RAGIONI DELLA DECISIONE
Con l'unico motivo di censura, l'INPS denuncia violazione e falsa applicazione dell'art. 1, comma 353, l. n. 232/2016, degli artt. 43 e 44, D.Lgs. n. 286/1998, nonché dell'Accordo Euromediterraneo tra UE e M del 27.2.1996, recepito con l. n. 302/1999, anche in relazione all'art. 12 prel. c.c., all'art. 12 della direttiva 98/2011/UE e all'art. 3 del Regolamento n. 883/2004/CE, per avere la Corte di merito ritenuto che l'odierna controricorrente potesse beneficiare della provvidenza per cui è causa sebbene priva del permesso di soggiorno di lungo periodo: ad avviso dell'Istituto, infatti, la provvidenza in questione non costituirebbe propriamente prestazione di sicurezza sociale, sibbene premio diretto ad incentivare la natalità sul territorio nazionale, di talché affatto coerente con tale natura premiale sarebbe la previsione contenuta nelle circolari INPS nn. 39 e 61 del 2017, che ne avrebbero semplicemente esplicitato un presupposto soggettivo analogo a quello previsto dall'art. 1, comma 125, l. n. 190/2014, onde evitarne l'attribuzione a chiunque si trovi affatto temporaneamente sul territorio nazionale.
Il motivo è infondato.
L'art. 1, comma 353, l. n. 232/2016, prevede, per quanto qui rileva, la corresponsione di un premio in unica soluzione dell'ammontare di 800 euro "alla nascita o all'adozione di un minore" a "domanda della futura madre, al compimento del settimo mese di gravidanza o all'atto dell'adozione".
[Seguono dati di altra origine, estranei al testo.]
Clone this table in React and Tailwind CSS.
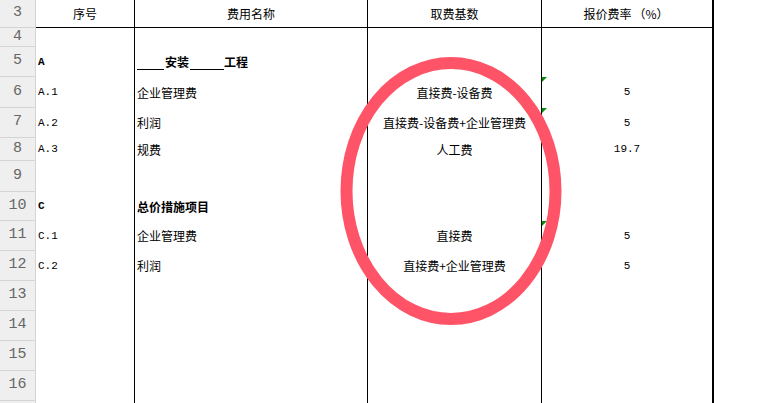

Nessun requisito soggettivo ha dunque previsto il legislatore che non sia quello di essere gestante, genitrice o adottante; e un'elementare applicazione del principio di gerarchia delle fonti del diritto, che non consente ad una fonte normativa secondaria di dettare norme che possano modificare o derogare il contenuto di una fonte normativa primaria, induce a ritenere che non poteva l'INPS legittimamente circoscriverne la portata con proprie circolari, nemmeno adducendo la supposta analogia della provvidenza con l'assegno di natalità previsto dall'art. 1, comma 125, l. n. 190/2014: indipendentemente dalla circostanza che la disposizione ult. cit., nel testo richiamato dall'INPS e vigente prima delle modifiche introdotte dall'art. 3, comma 4, l. n. 238/2021, è stata dichiarata costituzionalmente illegittima nella parte in cui escludeva dalla concessione dell'assegno di natalità i cittadini di Paesi terzi ammessi nello Stato a fini lavorativi a norma del diritto dell'Unione o nazionale e i cittadini di Paesi terzi ammessi a fini diversi dall'attività lavorativa a norma del diritto dell'Unione o nazionale, ai quali è comunque consentito lavorare e che sono in possesso di un permesso di soggiorno ai sensi del regolamento (CE) n. 1030/2002 (cf. Corte cost. n. 54 del 2022), decisivo nella specie è rilevare che le circolari amministrative dell'INPS sono atti normativi interni, che possono bensì tendere ad indirizzare ed a guidare in modo uniforme l'attività degli organi periferici dell'ente, ma non possono modificare le condizioni cui la legge ha imperativamente sottoposto il riconoscimento del diritto alla corresponsione di una provvidenza (così già Cass. n. 2568 del 1963 e, più recentemente, Cass. n. 11094 del 2005).
Il ricorso, pertanto, va rigettato, provvedendosi come da dispositivo sulle spese del giudizio di legittimità, che seguono la soccombenza e si distraggono in favore del difensore di parte controricorrente.
Tenuto conto del rigetto del ricorso, va dichiarata la sussistenza dei presupposti processuali per il versamento, da parte del ricorrente, dell'ulteriore importo a titolo di contributo unificato pari a quello, ove dovuto, previsto per il ricorso.
P.Q.M.
La Corte rigetta il ricorso e condanna l'INPS alla rifusione delle spese del giudizio di legittimità, che si liquidano in Euro 700,00, di cui Euro 500,00 per compensi, e si distraggono in favore dell'Avv. Roberta Randellini, dichiaratasi antistataria.
Ai sensi dell'art. 13, comma 1-quater, d.P.R. n. 115/2002, dà atto della sussistenza dei presupposti processuali per il versamento da parte del ricorrente dell'ulteriore importo a titolo di contributo unificato pari a quello, ove dovuto, per il ricorso, a norma del comma 1-bis dello stesso art. 13.
Così deciso in Roma, nella camera di consiglio del 12 dicembre 2023.
Depositato in Cancelleria il 22 aprile 2024.